In its action Thursday, “the board voted to make clear-cutting the face of California’s efforts to fight global warming,” said Mr. Nowicki. “Industrial polluters, instead of making positive changes to improve their operations and reduce their greenhouse gas emissions, will be able to simply buy dubious offset credits from industrial tree farms. This is a serious blow to the state’s forests as well as its efforts to reduce greenhouse gas emissions. We can and must do better, and that starts with closing these dangerous loopholes.”
The center also said that “the cap-and-trade regulations adopted Thursday also allow industrial polluters to avoid responsibility for greenhouse gas emissions caused by burning forest ‘biomass’ — including whole, live trees — for the generation of energy and other industrial uses. This not only would encourage the wholesale logging of California’s forests to provide fuel for industrial processes and electrical power generation, but also threatens to increase overall greenhouse gas emissions because the actual greenhouse gas emissions from burning wood can be higher than from burning fossil fuels.”
Sierra Pacific Industries operates eight co-generation plants that turn what it says is wood waste into electricity. The plants total 150 megawatts of power production capacity.

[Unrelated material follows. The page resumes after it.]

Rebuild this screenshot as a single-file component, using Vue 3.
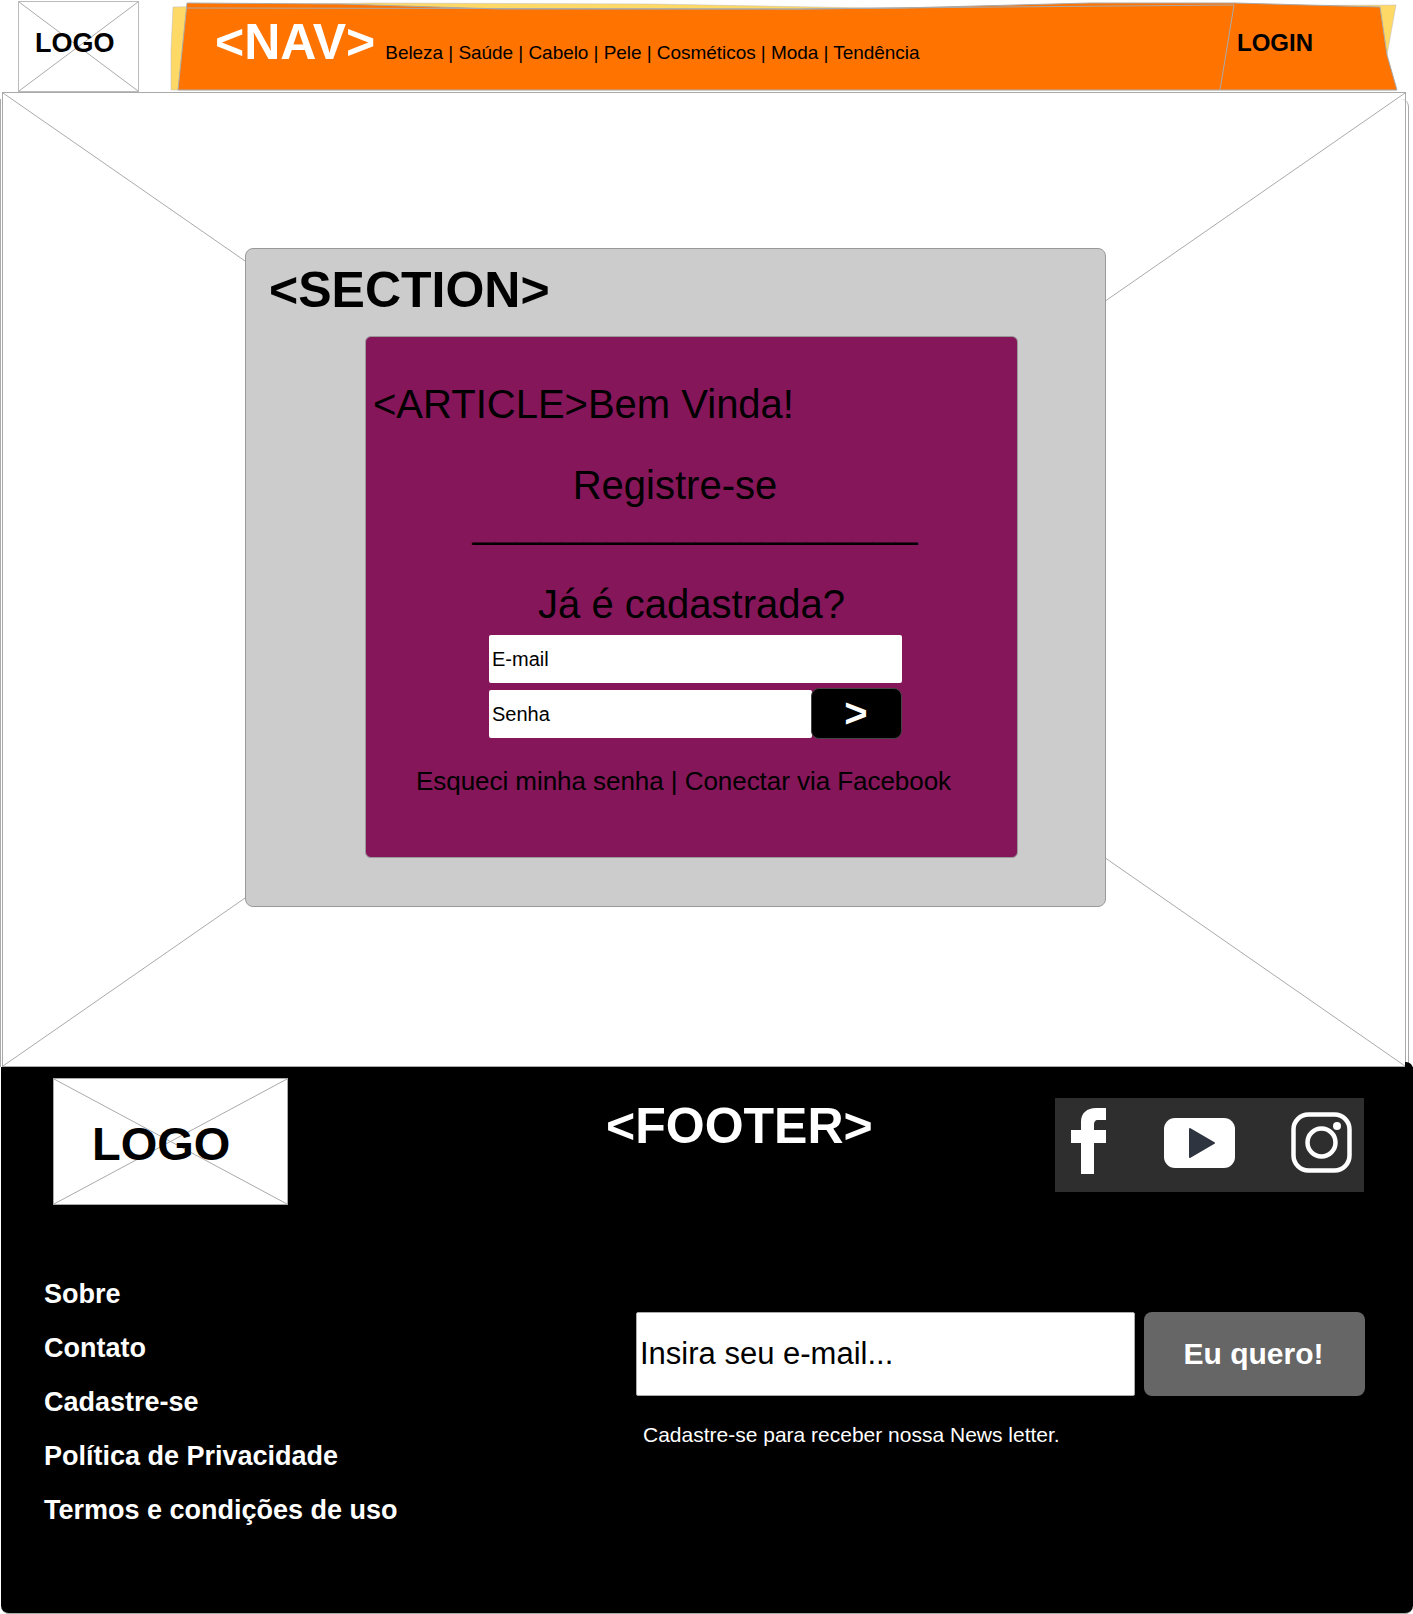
<script setup>
const navLinks = "Beleza | Saúde | Cabelo | Pele | Cosméticos | Moda | Tendência";
const footerLinks = ["Sobre", "Contato", "Cadastre-se", "Política de Privacidade", "Termos e condições de uso"];
</script>

<template>
  <div class="page">
    <header class="top">
      <div class="logo">
        <svg class="cross" viewBox="0 0 100 100" preserveAspectRatio="none">
          <path d="M0 0L100 100M100 0L0 100" vector-effect="non-scaling-stroke" />
        </svg>
        <span class="logo-text">LOGO</span>
      </div>
      <nav class="nav">
        <svg class="nav-bg" viewBox="0 0 1230 92" preserveAspectRatio="none">
          <polygon class="sticky" points="2,7 200,3 480,4 700,8 1225,5 1216,55 1225,90 0,90 0,50" />
          <polygon class="band" points="16,3 169,4 329,9 629,9 729,8 919,3 1064,3 1209,7 1216,55 1226,90 7,90" />
          <path class="band-line" d="M16 8L629 9L830 7L1063 5L1049 90" />
        </svg>
        <span class="nav-title">&lt;NAV&gt;</span>
        <span class="nav-links">{{ navLinks }}</span>
        <span class="login">LOGIN</span>
      </nav>
    </header>

    <main class="main">
      <svg class="cross" viewBox="0 0 100 100" preserveAspectRatio="none">
        <path d="M0 0L100 100M100 0L0 100" vector-effect="non-scaling-stroke" />
      </svg>
      <section class="section">
        <h2 class="section-title">&lt;SECTION&gt;</h2>
        <article class="article">
          <p class="line line-first">&lt;ARTICLE&gt;Bem Vinda!</p>
          <p class="line line-register">Registre-se</p>
          <p class="line line-rule">____________________</p>
          <p class="line line-login">Já é cadastrada?</p>
          <form class="form" @submit.prevent>
            <div class="field">E-mail</div>
            <div class="field-row">
              <div class="field field-pass">Senha</div>
              <button class="go">&gt;</button>
            </div>
          </form>
          <p class="forgot">Esqueci minha senha | Conectar via Facebook</p>
        </article>
      </section>
    </main>

    <footer class="footer">
      <div class="footer-top">
        <div class="footer-logo">
          <svg class="cross" viewBox="0 0 100 100" preserveAspectRatio="none">
            <path d="M0 0L100 100M100 0L0 100" vector-effect="non-scaling-stroke" />
          </svg>
          <span class="footer-logo-text">LOGO</span>
        </div>
        <h2 class="footer-title">&lt;FOOTER&gt;</h2>
        <div class="social">
          <svg class="ic-f" viewBox="0 0 35 66">
            <path d="M10 66V35H0V22H10V14C10 5 16 0 25 0H35V12H27C24 12 23 14 23 17V22H35V35H23V66Z" fill="#fff" />
          </svg>
          <svg class="ic-yt" viewBox="0 0 71 50">
            <rect width="71" height="50" rx="11" fill="#fff" />
            <path d="M26 11L50 25L26 39Z" fill="#2e3540" stroke="#2e3540" stroke-width="2" stroke-linejoin="round" />
          </svg>
          <svg class="ic-ig" viewBox="0 0 61 61" fill="none" stroke="#fff" stroke-width="4.500">
            <rect x="2.500" y="2.500" width="56" height="56" rx="15" />
            <circle cx="30.500" cy="30.500" r="14" />
            <circle cx="46" cy="14" r="4" fill="#fff" stroke="none" />
          </svg>
        </div>
      </div>
      <div class="footer-bottom">
        <ul class="footer-links">
          <li v-for="link in footerLinks" :key="link">{{ link }}</li>
        </ul>
        <div class="news">
          <div class="news-row">
            <div class="news-input">Insira seu e-mail...</div>
            <button class="news-btn">Eu quero!</button>
          </div>
          <p class="news-note">Cadastre-se para receber nossa News letter.</p>
        </div>
      </div>
    </footer>
  </div>
</template>

<style>
html, body {
  margin: 0;
  background: #fff;
}
</style>

<style scoped>
.page {
  width: 1413px;
  height: 1614px;
  overflow: hidden;
  font-family: "Liberation Sans", Arial, sans-serif;
  color: #000;
}

.cross {
  position: absolute;
  inset: 0;
  width: 100%;
  height: 100%;
}

.cross path {
  fill: none;
  stroke: #aaa;
  stroke-width: 1;
}

/* topo */
.top {
  display: flex;
  height: 92px;
}

.logo {
  position: relative;
  box-sizing: border-box;
  width: 121px;
  height: 91px;
  margin: 1px 0 0 18px;
  border: 1px solid #bbb;
  display: flex;
  align-items: center;
  padding: 0 0 6px 16px;
}

.logo-text {
  position: relative;
  font-size: 27px;
  font-weight: 700;
}

.nav {
  position: relative;
  margin-left: 32px;
  width: 1230px;
  display: flex;
  align-items: baseline;
  padding-left: 44px;
  box-sizing: border-box;
  height: 92px;
}

.nav-bg {
  position: absolute;
  inset: 0;
  width: 100%;
  height: 100%;
  overflow: visible;
}

.sticky {
  fill: #ffd966;
  stroke: #bbb;
  stroke-width: 0.500;
}

.band {
  fill: #ff7300;
  stroke: #aaa;
  stroke-width: 1;
}

.band-line {
  fill: none;
  stroke: #aaa;
  stroke-width: 1;
}

.nav-title {
  position: relative;
  font-size: 50px;
  font-weight: 700;
  color: #fff;
  line-height: 84px;
}

.nav-links {
  position: relative;
  margin-left: 10px;
  font-size: 19px;
  letter-spacing: -0.05px;
}

.login {
  position: relative;
  align-self: flex-start;
  margin: 29px 88px 0 auto;
  font-size: 24px;
  line-height: 28px;
  font-weight: 700;
}

/* principal */
.main {
  position: relative;
  box-sizing: border-box;
  width: 1404px;
  height: 975px;
  margin-left: 2px;
  padding: 155px 0 0 242px;
  border: 1px solid #aaa;
}

/* contorno de tras do wireframe */
.main::after {
  content: "";
  position: absolute;
  top: 6px;
  bottom: -1px;
  left: -3px;
  right: -4px;
  border: solid #aaa;
  border-width: 0 1px;
  border-top-right-radius: 8px;
}

.section {
  position: relative;
  box-sizing: border-box;
  width: 861px;
  height: 659px;
  background: #ccc;
  border: 1px solid #999;
  border-radius: 8px;
}

.section-title {
  margin: 0;
  padding: 12px 0 0 23px;
  font-size: 50px;
  line-height: 58px;
  font-weight: 700;
}

.article {
  box-sizing: border-box;
  width: 653px;
  height: 522px;
  margin: 17px 0 0 119px;
  padding-top: 45px;
  background: #85165a;
  border: 1px solid #999;
  border-radius: 6px;
}

.line {
  margin: 0;
  font-size: 40px;
  line-height: 44px;
  text-align: center;
}

.line-first {
  text-align: left;
  padding-left: 7px;
}

.line-register {
  margin-top: 37px;
  width: 618px;
}

.line-rule {
  margin-top: -6px;
  height: 44px;
  padding-left: 7px;
}

.line-login {
  margin-top: 37px;
}

.form {
  margin: 9px 0 0 123px;
  width: 413px;
}

.field {
  box-sizing: border-box;
  height: 48px;
  padding-left: 3px;
  background: #fff;
  border-radius: 2px;
  font-size: 20px;
  line-height: 48px;
}

.field-row {
  display: flex;
  margin-top: 6px;
}

.field-pass {
  width: 323px;
  margin-top: 1px;
}

.go {
  width: 91px;
  height: 51px;
  margin: -1px 0 0 -1px;
  padding: 0 1px 2px 0;
  background: #000;
  color: #fff;
  border: 1px solid #444;
  border-radius: 8px;
  font-family: inherit;
  font-size: 40px;
  font-weight: 700;
  line-height: 44px;
}

.forgot {
  margin: 26px 0 0 50px;
  font-size: 26px;
  line-height: 32px;
  letter-spacing: -0.05px;
}

/* rodape */
.footer {
  position: relative;
  box-sizing: border-box;
  width: 1412px;
  height: 547px;
  margin-left: 1px;
  background: #000;
  color: #fff;
  border-bottom: 1px solid #aaa;
  border-radius: 0 0 8px 8px;
}

.footer::before {
  content: "";
  position: absolute;
  top: -5px;
  right: 0;
  width: 8px;
  height: 12px;
  background: #000;
  border-top-right-radius: 7px;
}

.footer-top {
  display: flex;
  align-items: flex-start;
  padding-top: 11px;
}

.footer-logo {
  position: relative;
  box-sizing: border-box;
  width: 235px;
  height: 127px;
  margin-left: 52px;
  background: #fff;
  border: 1px solid #aaa;
  display: flex;
  align-items: center;
  padding: 4px 0 0 38px;
  color: #000;
}

.footer-logo-text {
  position: relative;
  font-size: 47px;
  font-weight: 700;
}

.footer-title {
  margin: 19px 0 0 318px;
  width: 266px;
  font-size: 50px;
  line-height: 58px;
  font-weight: 700;
  white-space: nowrap;
}

.social {
  box-sizing: border-box;
  display: flex;
  align-items: flex-start;
  width: 309px;
  height: 94px;
  margin: 20px 0 0 183px;
  padding-left: 16px;
  background: #2e2e2e;
}

.ic-f {
  width: 35px;
  height: 66px;
  margin-top: 10px;
}

.ic-yt {
  width: 71px;
  height: 50px;
  margin: 20px 0 0 58px;
}

.ic-ig {
  width: 61px;
  height: 61px;
  margin: 14px 0 0 56px;
}

.footer-bottom {
  display: flex;
  align-items: flex-start;
  margin-top: 62px;
}

.footer-links {
  list-style: none;
  width: 635px;
  margin: 0;
  padding: 0 0 0 43px;
  box-sizing: border-box;
  font-size: 27px;
  font-weight: 700;
}

.footer-links li {
  height: 54px;
  line-height: 54px;
}

.news {
  padding-top: 45px;
}

.news-row {
  display: flex;
  gap: 9px;
}

.news-input {
  box-sizing: border-box;
  width: 499px;
  height: 84px;
  padding-left: 3px;
  background: #fff;
  color: #000;
  border: 1px solid #aaa;
  border-radius: 2px;
  font-size: 31px;
  line-height: 82px;
}

.news-btn {
  width: 221px;
  height: 84px;
  padding: 0 2px 0 0;
  background: #666;
  color: #fff;
  border: none;
  border-radius: 8px;
  font-family: inherit;
  font-size: 30px;
  font-weight: 700;
}

.news-note {
  margin: 27px 0 0 7px;
  font-size: 21px;
  line-height: 24px;
}
</style>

“Bark, sawdust, and other low-grade byproducts of the manufacturing process were burned or sent to landfills in the past. Today, SPI turns these materials into fuel for on-site co-generation facilities,” the company said on its website, adding, “Wood waste from the forest is also utilized in the co-generation process. Un-merchantable wood (small trees & branches) is selectively removed and processed to improve the remaining stand of timber in areas where trees are too dense and pose a fire danger.”
The company says that “the biomass power industry provides an environmentally responsible means of disposal of about 25 million tons of woody wastes annually, turning waste materials into valuable electricity. It prevents the open burning of a substantial amount of these tons, mostly agricultural and forest residues, with the attendant massive amounts of air pollution.”
When the Air Resources Board first began adopting the framework for the forest protocol in 2009, California Gov. Arnold Schwarzenegger praised Sierra Pacific Industries. In a letter that the company posted on its website, he said, “I’m extremely proud of the work Sierra Pacific is doing as a California company in leading the nation with the United States’ largest carbon sequestration project. This is exactly the way it’s supposed to work: the state sets rules that even the playing field and protect our economy and our environment, and a private company takes the ball and runs with it. I could not be more excited to think that this project will result in sequestering enough carbon dioxide that it will effectively take 300,000 cars off the road for a year. … The fight against global climate change is an important one to me, and this is exactly the kind of action we need to see if we’re going to be successful.”